Experiment 1 supports the notion that processing human faces configurally activated human-related concepts, relative to faces that cannot be processed configurally. However, one reasonable counterargument to the findings of Experiment 1 is that perhaps inverting any stimulus will make it less representative of its category (e.g., inverting an apple makes it less applelike).

Experiment 2 was designed to conceptually replicate and extend the findings of Experiment 1, while ruling out this alternative explanation. In Experiment 2, we sought to extend this configural-to-humanity link to categorization, using a speeded face categorization task. If the activation of human-related concepts is stronger for upright relative to inverted human faces, then upright human faces should be more easily categorized as human than their inverted counterparts. However, we also predict that this inversion effect should have unique effects on stimuli that are processed configurally—human faces—and not on stimuli that are not typically processed in a strongly configural manner (e.g., animal faces).

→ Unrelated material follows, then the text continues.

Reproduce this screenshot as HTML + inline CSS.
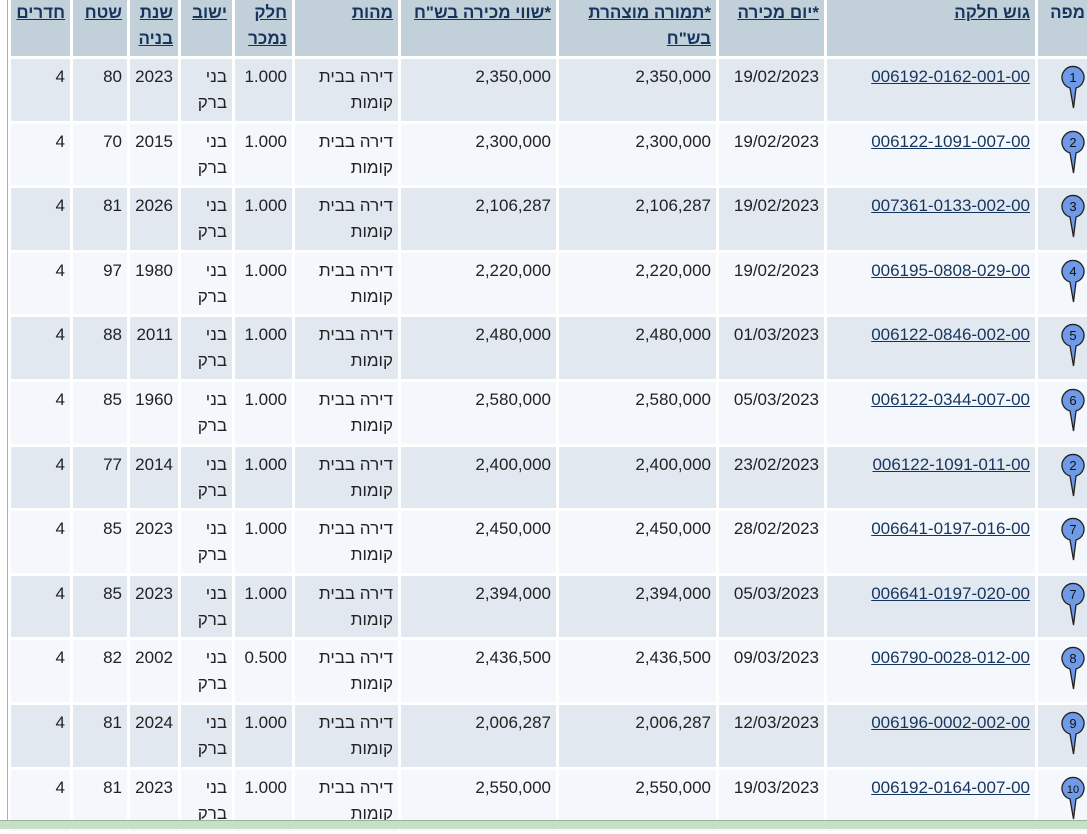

To test this hypothesis, participants completed a speeded categorization task wherein they categorized human and chimpanzee faces, presented both upright and inverted, either “human” or “animal” as quickly and accurately as possible. We hypothesized that inverting human faces would slow categorization of these faces as human because it disrupts the signal of humanness generated by configural processing. The signal of “animalness,” however, was not predicted to be generated by configural face processing, presumably the signal of chimpness is easily extracted from cues other than configurality. Supporting this, Dahl, Rasch, and Chen (2014) found that only own-species upright faces are afforded strong levels of configural processing, whereas inverted faces of all types (own- and other-species faces) are processed piecemeal. Thus, inverting nonhuman animals (including chimpanzee faces) should not interfere with the ability to categorize them as animals.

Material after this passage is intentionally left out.